## PROBLEM TO SOLVE
Give the listing again exactly, omitting its images.

## start SOURCE MATERIAL

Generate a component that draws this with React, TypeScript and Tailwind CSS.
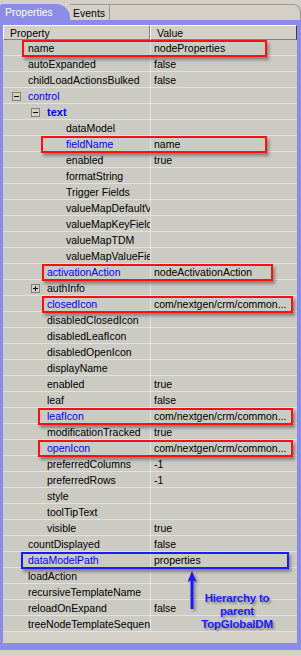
import React from 'react';

// Property grid screenshot: tree rows with a few highlighted entries.

type Mark = 'red' | 'blue';

interface Row {
  label: string;
  value?: string;
  level: number;
  blue?: boolean;
  bold?: boolean;
  toggle?: '-' | '+';
  mark?: Mark;
  markLeft?: number;
  markWidth?: number;
}

const PATH = 'com/nextgen/crm/common...';

const ROWS: Row[] = [
  { label: 'name', value: 'nodeProperties', level: 0, mark: 'red', markLeft: 19, markWidth: 245 },
  { label: 'autoExpanded', value: 'false', level: 0 },
  { label: 'childLoadActionsBulked', value: 'false', level: 0 },
  { label: 'control', level: 0, blue: true, toggle: '-' },
  { label: 'text', level: 1, blue: true, bold: true, toggle: '-' },
  { label: 'dataModel', level: 2 },
  { label: 'fieldName', value: 'name', level: 2, blue: true, mark: 'red', markLeft: 38, markWidth: 226 },
  { label: 'enabled', value: 'true', level: 2 },
  { label: 'formatString', level: 2 },
  { label: 'Trigger Fields', level: 2 },
  { label: 'valueMapDefaultValue', level: 2 },
  { label: 'valueMapKeyField', level: 2 },
  { label: 'valueMapTDM', level: 2 },
  { label: 'valueMapValueField', level: 2 },
  { label: 'activationAction', value: 'nodeActivationAction', level: 1, blue: true, mark: 'red', markLeft: 39, markWidth: 231 },
  { label: 'authInfo', level: 1, toggle: '+' },
  { label: 'closedIcon', value: PATH, level: 1, blue: true, mark: 'red', markLeft: 39, markWidth: 251 },
  { label: 'disabledClosedIcon', level: 1 },
  { label: 'disabledLeafIcon', level: 1 },
  { label: 'disabledOpenIcon', level: 1 },
  { label: 'displayName', level: 1 },
  { label: 'enabled', value: 'true', level: 1 },
  { label: 'leaf', value: 'false', level: 1 },
  { label: 'leafIcon', value: PATH, level: 1, blue: true, mark: 'red', markLeft: 35, markWidth: 255 },
  { label: 'modificationTracked', value: 'true', level: 1 },
  { label: 'openIcon', value: PATH, level: 1, blue: true, mark: 'red', markLeft: 35, markWidth: 255 },
  { label: 'preferredColumns', value: '-1', level: 1 },
  { label: 'preferredRows', value: '-1', level: 1 },
  { label: 'style', level: 1 },
  { label: 'toolTipText', level: 1 },
  { label: 'visible', value: 'true', level: 1 },
  { label: 'countDisplayed', value: 'false', level: 0 },
  { label: 'dataModelPath', value: 'properties', level: 0, blue: true, mark: 'blue', markLeft: 18, markWidth: 268 },
  { label: 'loadAction', level: 0 },
  { label: 'recursiveTemplateName', level: 0 },
  { label: 'reloadOnExpand', value: 'false', level: 0 },
  { label: 'treeNodeTemplateSequence', level: 0 },
];

function Toggle({ sign, level }: { sign: '-' | '+'; level: number }) {
  return (
    <span
      className="absolute top-[4px] w-[9px] h-[9px] border border-[#808080] bg-[#d4d0c8] flex items-center justify-center"
      style={{ left: 9 + 19 * level }}
    >
      <span className="absolute w-[5px] h-px bg-black" />
      {sign === '+' && <span className="absolute w-px h-[5px] bg-black" />}
    </span>
  );
}

export default function App() {
  return (
    <div className="relative w-[301px] h-[656px] overflow-hidden bg-[#d4d0c8] font-['Liberation_Sans',Arial,sans-serif] text-[10.5px] text-black">
      {/* Tab strip */}
      <div className="flex items-end h-[20px]">
        <div className="h-[16px] w-[70px] bg-[#8b8be8] rounded-tl-[3px] rounded-tr-[14px] text-white pl-[5px] leading-[17px] text-[10.5px]">
          Properties
        </div>
        <div className="h-[16px] w-[40px] border-t border-r border-[#9a9a9a] pl-[3px] leading-[16px]">Events</div>
        <div className="flex-1 h-[16px] border-t border-r border-[#9a9a9a] rounded-tr-[8px]" />
      </div>

      {/* Frame */}
      <div className="h-[630px] bg-[#8b8be8] pl-[3px] pr-[4px] pt-[5px] pb-[7px]">
        <div className="h-full bg-[#d4d0c8] flex flex-col">
          {/* Header */}
          <div className="flex h-[15px] shrink-0">
            <div className="w-[147px] border-t border-l border-white border-r border-b border-r-[#808080] border-b-[#808080] pl-[6px] leading-[14px]">
              Property
            </div>
            <div className="flex-1 border-t border-l border-white border-r border-b border-r-[#404040] border-b-[#808080] pl-[6px] leading-[14px]">
              Value
            </div>
          </div>

          {/* Rows */}
          <div className="flex flex-col">
            {ROWS.map((row, i) => (
              <div key={i} className="relative flex h-[16px] bg-[#cbcac3] border-b border-[#e2e1da]">
                {row.toggle && <Toggle sign={row.toggle} level={row.level} />}
                <div
                  className={`w-[147px] shrink-0 overflow-hidden whitespace-nowrap leading-[17px] ${
                    row.blue ? 'text-[#0000ff]' : 'text-black'
                  } ${row.bold ? 'font-bold text-[11px]' : ''}`}
                  style={{ paddingLeft: 25 + 19 * row.level }}
                >
                  {row.label}
                </div>
                <div className="flex-1 border-l border-[#e2e1da] pl-[3px] overflow-hidden whitespace-nowrap leading-[17px]">
                  {row.value}
                </div>
                {row.mark && (
                  <div
                    className={`absolute z-10 top-0 h-[17px] border-2 shadow-[2px_3px_3px_rgba(0,0,0,0.35)] ${
                      row.mark === 'red' ? 'border-[#ff1010]' : 'border-[#1a1aff]'
                    }`}
                    style={{ left: row.markLeft, width: row.markWidth }}
                  />
                )}
              </div>
            ))}
          </div>
        </div>
      </div>

      {/* Annotation arrow */}
      <svg className="absolute left-[186px] top-[571px] drop-shadow-[2px_2px_1.5px_rgba(0,0,0,0.35)]" width="12" height="40" viewBox="0 0 12 40">
        <path d="M6 0 L1.5 11 L4.5 9.5 L4.5 38 L7.5 38 L7.5 9.5 L10.5 11 Z" fill="#1a1aff" />
      </svg>

      {/* Annotation text */}
      <div className="absolute left-[197px] top-[592px] w-[80px] text-center font-['Liberation_Sans',Arial,sans-serif] font-bold text-[11.5px] leading-[13px] text-[#1a1aff] [text-shadow:2px_2px_2px_rgba(0,0,0,0.3)] tracking-[-0.2px]">
        Hierarchy to
        <br />
        parent
        <br />
        TopGlobalDM
      </div>
    </div>
  );
}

## end SOURCE MATERIAL

## ANSWER FOR THIS EXERCISE
Generate a component that draws this with React, TypeScript and Tailwind CSS.
import React from 'react';

// Property grid screenshot: tree rows with a few highlighted entries.

type Mark = 'red' | 'blue';

interface Row {
  label: string;
  value?: string;
  level: number;
  blue?: boolean;
  bold?: boolean;
  toggle?: '-' | '+';
  mark?: Mark;
  markLeft?: number;
  markWidth?: number;
}

const PATH = 'com/nextgen/crm/common...';

const ROWS: Row[] = [
  { label: 'name', value: 'nodeProperties', level: 0, mark: 'red', markLeft: 19, markWidth: 245 },
  { label: 'autoExpanded', value: 'false', level: 0 },
  { label: 'childLoadActionsBulked', value: 'false', level: 0 },
  { label: 'control', level: 0, blue: true, toggle: '-' },
  { label: 'text', level: 1, blue: true, bold: true, toggle: '-' },
  { label: 'dataModel', level: 2 },
  { label: 'fieldName', value: 'name', level: 2, blue: true, mark: 'red', markLeft: 38, markWidth: 226 },
  { label: 'enabled', value: 'true', level: 2 },
  { label: 'formatString', level: 2 },
  { label: 'Trigger Fields', level: 2 },
  { label: 'valueMapDefaultValue', level: 2 },
  { label: 'valueMapKeyField', level: 2 },
  { label: 'valueMapTDM', level: 2 },
  { label: 'valueMapValueField', level: 2 },
  { label: 'activationAction', value: 'nodeActivationAction', level: 1, blue: true, mark: 'red', markLeft: 39, markWidth: 231 },
  { label: 'authInfo', level: 1, toggle: '+' },
  { label: 'closedIcon', value: PATH, level: 1, blue: true, mark: 'red', markLeft: 39, markWidth: 251 },
  { label: 'disabledClosedIcon', level: 1 },
  { label: 'disabledLeafIcon', level: 1 },
  { label: 'disabledOpenIcon', level: 1 },
  { label: 'displayName', level: 1 },
  { label: 'enabled', value: 'true', level: 1 },
  { label: 'leaf', value: 'false', level: 1 },
  { label: 'leafIcon', value: PATH, level: 1, blue: true, mark: 'red', markLeft: 35, markWidth: 255 },
  { label: 'modificationTracked', value: 'true', level: 1 },
  { label: 'openIcon', value: PATH, level: 1, blue: true, mark: 'red', markLeft: 35, markWidth: 255 },
  { label: 'preferredColumns', value: '-1', level: 1 },
  { label: 'preferredRows', value: '-1', level: 1 },
  { label: 'style', level: 1 },
  { label: 'toolTipText', level: 1 },
  { label: 'visible', value: 'true', level: 1 },
  { label: 'countDisplayed', value: 'false', level: 0 },
  { label: 'dataModelPath', value: 'properties', level: 0, blue: true, mark: 'blue', markLeft: 18, markWidth: 268 },
  { label: 'loadAction', level: 0 },
  { label: 'recursiveTemplateName', level: 0 },
  { label: 'reloadOnExpand', value: 'false', level: 0 },
  { label: 'treeNodeTemplateSequence', level: 0 },
];

function Toggle({ sign, level }: { sign: '-' | '+'; level: number }) {
  return (
    <span
      className="absolute top-[4px] w-[9px] h-[9px] border border-[#808080] bg-[#d4d0c8] flex items-center justify-center"
      style={{ left: 9 + 19 * level }}
    >
      <span className="absolute w-[5px] h-px bg-black" />
      {sign === '+' && <span className="absolute w-px h-[5px] bg-black" />}
    </span>
  );
}

export default function App() {
  return (
    <div className="relative w-[301px] h-[656px] overflow-hidden bg-[#d4d0c8] font-['Liberation_Sans',Arial,sans-serif] text-[10.5px] text-black">
      {/* Tab strip */}
      <div className="flex items-end h-[20px]">
        <div className="h-[16px] w-[70px] bg-[#8b8be8] rounded-tl-[3px] rounded-tr-[14px] text-white pl-[5px] leading-[17px] text-[10.5px]">
          Properties
        </div>
        <div className="h-[16px] w-[40px] border-t border-r border-[#9a9a9a] pl-[3px] leading-[16px]">Events</div>
        <div className="flex-1 h-[16px] border-t border-r border-[#9a9a9a] rounded-tr-[8px]" />
      </div>

      {/* Frame */}
      <div className="h-[630px] bg-[#8b8be8] pl-[3px] pr-[4px] pt-[5px] pb-[7px]">
        <div className="h-full bg-[#d4d0c8] flex flex-col">
          {/* Header */}
          <div className="flex h-[15px] shrink-0">
            <div className="w-[147px] border-t border-l border-white border-r border-b border-r-[#808080] border-b-[#808080] pl-[6px] leading-[14px]">
              Property
            </div>
            <div className="flex-1 border-t border-l border-white border-r border-b border-r-[#404040] border-b-[#808080] pl-[6px] leading-[14px]">
              Value
            </div>
          </div>

          {/* Rows */}
          <div className="flex flex-col">
            {ROWS.map((row, i) => (
              <div key={i} className="relative flex h-[16px] bg-[#cbcac3] border-b border-[#e2e1da]">
                {row.toggle && <Toggle sign={row.toggle} level={row.level} />}
                <div
                  className={`w-[147px] shrink-0 overflow-hidden whitespace-nowrap leading-[17px] ${
                    row.blue ? 'text-[#0000ff]' : 'text-black'
                  } ${row.bold ? 'font-bold text-[11px]' : ''}`}
                  style={{ paddingLeft: 25 + 19 * row.level }}
                >
                  {row.label}
                </div>
                <div className="flex-1 border-l border-[#e2e1da] pl-[3px] overflow-hidden whitespace-nowrap leading-[17px]">
                  {row.value}
                </div>
                {row.mark && (
                  <div
                    className={`absolute z-10 top-0 h-[17px] border-2 shadow-[2px_3px_3px_rgba(0,0,0,0.35)] ${
                      row.mark === 'red' ? 'border-[#ff1010]' : 'border-[#1a1aff]'
                    }`}
                    style={{ left: row.markLeft, width: row.markWidth }}
                  />
                )}
              </div>
            ))}
          </div>
        </div>
      </div>

      {/* Annotation arrow */}
      <svg className="absolute left-[186px] top-[571px] drop-shadow-[2px_2px_1.5px_rgba(0,0,0,0.35)]" width="12" height="40" viewBox="0 0 12 40">
        <path d="M6 0 L1.5 11 L4.5 9.5 L4.5 38 L7.5 38 L7.5 9.5 L10.5 11 Z" fill="#1a1aff" />
      </svg>

      {/* Annotation text */}
      <div className="absolute left-[197px] top-[592px] w-[80px] text-center font-['Liberation_Sans',Arial,sans-serif] font-bold text-[11.5px] leading-[13px] text-[#1a1aff] [text-shadow:2px_2px_2px_rgba(0,0,0,0.3)] tracking-[-0.2px]">
        Hierarchy to
        <br />
        parent
        <br />
        TopGlobalDM
      </div>
    </div>
  );
}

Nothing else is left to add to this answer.